Earlier this month Never released their third E.P, the appropriately titled Volume 3, with Azza saying the band is looking forward to pushing themselves into uncharted territory.
“It’s been coming for a while,” he enthused. “It’s probably a bit slower than the last release but I think it’s got a whole lot more groove and I think this time we’ve totally got it right soundwise. There have been so many occasions where Dan has given me a mix and asked my opinion and I was like ‘fuck yeah mate, sounds wicked, put it in the shops – GO!’ but he kept going back and mixing it I don’t know how many times (laughs). He must have made himself sick doing it but admittedly every time he did, it got so, so much better. The part for me that I enjoyed the most was that what I don’t have to do anymore is go into the studio, record the stuff, and sit there for days and days and days to the point where when you’re done they hand you a CD and you never, ever wanna fucken hear it ever again (laughs). I think Dan takes that all on the chin for everybody else. He puts his head in between those speakers for days on end and by the time it is done he can’t stand it but I just got handed this fresh CD and I was like, holy shit, it sounds like it was recorded in L.A! I’m really, really happy with it. With the songwriting there’s no particular goal or style, we just do what we do. Everyone in the band is a writer and pretty artistic and anyone that comes up with a song it’s open slather pretty much.”
The style of music played by Never is in stark contrast to Frankenbok, with a more stoner rock feel that owes much to bands of the ilk of Black Sabbath and Clutch.
“I think that anyone who has anything to do with metal has some Black Sabbath influences whether they know it or not but Dan has been Clutch mad for years,” Azza admitted. “I think when it was just a couple of us jamming in the earlier days the music was a bit more funk orientated and we used to do a lot of left field music but when Dan came and started playing the guitar it automatically got that big Southern groove about it. We went away a bit from doing the weirder, kookier type shit rather than fucking with people all the time and we started to learn more towards the stoner rock type thing. A lot of people call us a stoner rock band but I think we’re more of an anything goes band. What I reckon we kind of are is basically if you go through all of your parents record collection – if you have cool parents (laughs) – it’s all the Deep Purple and all the Black Sabbath and Led Zeppelin and the Rose Tattoo and all of the great rock and roll stuff that used to be yesterday… well I think all of that stuff is still as good as it was yesterday and we’re just having a go at it. I don’t think we’re reinventing the wheel here and doing anything absolutely groundbreaking. It’s just standard rock and roll type shit but with our twist on it. People say ‘yeah, but everybody does that’, but you know why? Because it’s fucken cool man.”
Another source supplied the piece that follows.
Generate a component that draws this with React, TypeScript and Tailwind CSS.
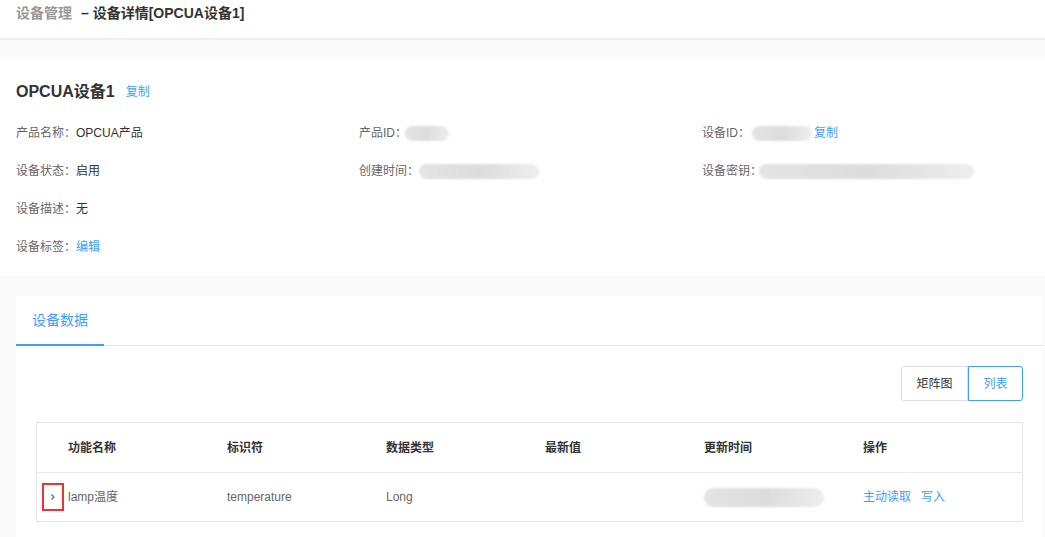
import React from "react";

const Blur = ({ w, h = 15, className = "" }: { w: number; h?: number; className?: string }) => (
  <span
    className={`inline-block rounded-full bg-gradient-to-r from-[#e4e4e4] via-[#dcdcdc] to-[#eeeeee] blur-[1px] align-middle ${className}`}
    style={{ width: w, height: h }}
  />
);

const Info = ({ label, children }: { label: string; children?: React.ReactNode }) => (
  <div className="flex items-center h-[38px] text-[12px]">
    <span className="text-[#666]">{label}：</span>
    <span className="text-[#333] flex items-center">{children}</span>
  </div>
);

export default function App() {
  const cols = ["功能名称", "标识符", "数据类型", "最新值", "更新时间", "操作"];
  return (
    <div
      className="w-[1045px] h-[537px] overflow-hidden bg-[#fafafa]"
      style={{ fontFamily: '"Liberation Sans", "Noto Sans CJK SC", sans-serif' }}
    >
      {/* header */}
      <div className="h-[40px] bg-white border-b-2 border-[#eeeeee] flex items-start pl-4 pt-[4px]">
        <div className="flex items-center h-[18px] text-[14px] font-bold">
          <span className="text-[#999]">设备管理</span>
          <span className="text-[#333] ml-[9px]">– 设备详情[OPCUA设备1]</span>
        </div>
      </div>

      {/* info card */}
      <div className="mt-[20px] bg-white h-[215px] pl-4 pt-[21px]">
        <div className="flex items-center h-[22px]">
          <span className="text-[16px] font-bold text-[#333]">OPCUA设备1</span>
          <span className="ml-[11px] text-[12px] text-[#409eff]">复制</span>
        </div>
        <div className="grid grid-cols-3 mt-[11px]">
          <div>
            <Info label="产品名称">OPCUA产品</Info>
            <Info label="设备状态">启用</Info>
            <Info label="设备描述">无</Info>
            <Info label="设备标签">
              <span className="text-[#409eff]">编辑</span>
            </Info>
          </div>
          <div>
            <Info label="产品ID">
              <Blur w={44} className="ml-[-2px]" />
            </Info>
            <Info label="创建时间">
              <Blur w={120} />
            </Info>
          </div>
          <div>
            <Info label="设备ID">
              <Blur w={60} className="ml-[2px]" />
              <span className="text-[#409eff] ml-[2px]">复制</span>
            </Info>
            <Info label="设备密钥">
              <Blur w={215} className="ml-[-3px]" />
            </Info>
          </div>
        </div>
      </div>

      {/* data card */}
      <div className="mt-[21px] ml-4 mr-[2px] bg-white h-[300px]">
        <div className="h-[50px] border-b border-[#e4e4e4] flex items-end">
          <div className="w-[88px] h-[50px] flex flex-col items-center justify-between">
            <span className="text-[14px] text-[#409eff] mt-[15px]">设备数据</span>
            <span className="block w-full h-[2px] bg-[#409eff] mb-[-1px]" />
          </div>
        </div>
        <div className="px-5 pt-[20px]">
          <div className="flex justify-end">
            <div className="flex h-[35px] text-[12px]">
              <button className="w-[67px] border border-[#dcdfe6] rounded-l-[3px] text-[#333] bg-white">矩阵图</button>
              <button className="w-[55px] border border-[#409eff] rounded-r-[3px] text-[#409eff] bg-white">列表</button>
            </div>
          </div>
          <div className="mt-[21px] border border-[#e4e4e4] text-[12px]">
            <div className="grid grid-cols-[31px_repeat(6,159px)] h-[50px] items-center border-b border-[#e8e8e8]">
              <div />
              {cols.map((c) => (
                <div key={c} className="font-bold text-[#333]">
                  {c}
                </div>
              ))}
            </div>
            <div className="grid grid-cols-[31px_repeat(6,159px)] h-[48px] items-center text-[#666]">
              <div className="flex justify-end">
                <div className="w-[22px] h-[28px] border-2 border-[#ee3333] flex items-center justify-center mr-[4px]">
                  <svg width="8" height="8" viewBox="0 0 8 8">
                    <path d="M2.5 1.5 L5 4 L2.5 6.5" fill="none" stroke="#666" strokeWidth="1.1" />
                  </svg>
                </div>
              </div>
              <div>lamp温度</div>
              <div>temperature</div>
              <div>Long</div>
              <div />
              <div>
                <Blur w={120} h={19} />
              </div>
              <div className="text-[#409eff]">
                <span>主动读取</span>
                <span className="ml-[10px]">写入</span>
              </div>
            </div>
          </div>
        </div>
      </div>
    </div>
  );
}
One of the tracks on Volume 3 is Freedom, which is a cover of, and pays homage to, Dave Tice from legendary Aussie band Buffalo. Not only does the band cover the song, but Tice also lends his vocals.
“And what a day that was, holy shit,” laughed Azza. “The first Never gig we ever did was with Dave Tice at the Reverence Hotel in Melbourne. Dan had gotten in touch with him and was influenced by him and there was lots of talking about jamming together and I think Ando and a couple of the boys actually broke off and joined the Dave Tice band for a few shows. I think it started with us asking does he mind if we covered that song and he said he was stoked for us to do it and then we were chatting to him and we asked if we ever got around to recording it would he be amongst it and he’s the sort of bloke who just says yes to everything (laughs). He doesn’t seem like he’s slowing down at any time. It seems like he’s still 17 and fired up! He makes us feel old. He’s got this devious smile about him so no matter what, everything is a good idea (laughs).”
In the modern age where musicians live more on merchandise than album sales, Azza says Never have conformed to the new way of thinking and have decided to put their music out there without charge.
“It’s not different at all for us,” he shrugged Volume 3 being available for the princely sum of zero dollars. “Since the start one of the whole ideas… you know what it’s like these days, everyone spends millions of dollars recording their albums and then you basically end up giving them away. They’re just a promotional tools. No-one makes any money from selling records. Dan is very clever at the recording side of things and manufacturing CD’s and printing T-shirts and all the things that come with getting a band across the line and out into the public and his idea was I wanna take this to the people and rather than try and sell all of our stuff we just wanted people to have it. We had this whole idea of being like an old school punk band and being self-made; you write the music yourself to start with then you record it yourself and do all the artwork yourself and manufacture it yourself. He was doing every step of the recording from the video clips to making the shirts to folding and duplicating the CDs to licking the stamps to sending them to people. Basically, from our first release, it was a case of letting us know if you want one and we’ll fucken send it to you. Everyone in the band was getting around with a fistful of CD’s, just handing them out. At one stage if you got in touch and wanted us to send you one we’d send you five to hand out to your mates. It was more about getting the music and the word out there rather than actually trying to make any cash and I think the only cash that we ever tried to make was when Dan printed the t-shirts and every single sale from that went into buying more CD’s and more cardboard etc to keep manufacturing stuff so we could do it for free.”
Never will be officially launching Volume 3 with a night of live music on November 25 at the Spotted Mallard in Melbourne.
“It will just be a chance to play our show and do all of our songs,” Azza laughed.
“We’ve been rehearsing ten or twelve songs or whatever but right before every gig you always hear it’s only a half hour set or a twenty-minute set and you end up having to cut half of your songs. This will be one of the first times where we all get out and say this is our show and we’re gonna take the time we need to stretch our legs and do the full Never show.”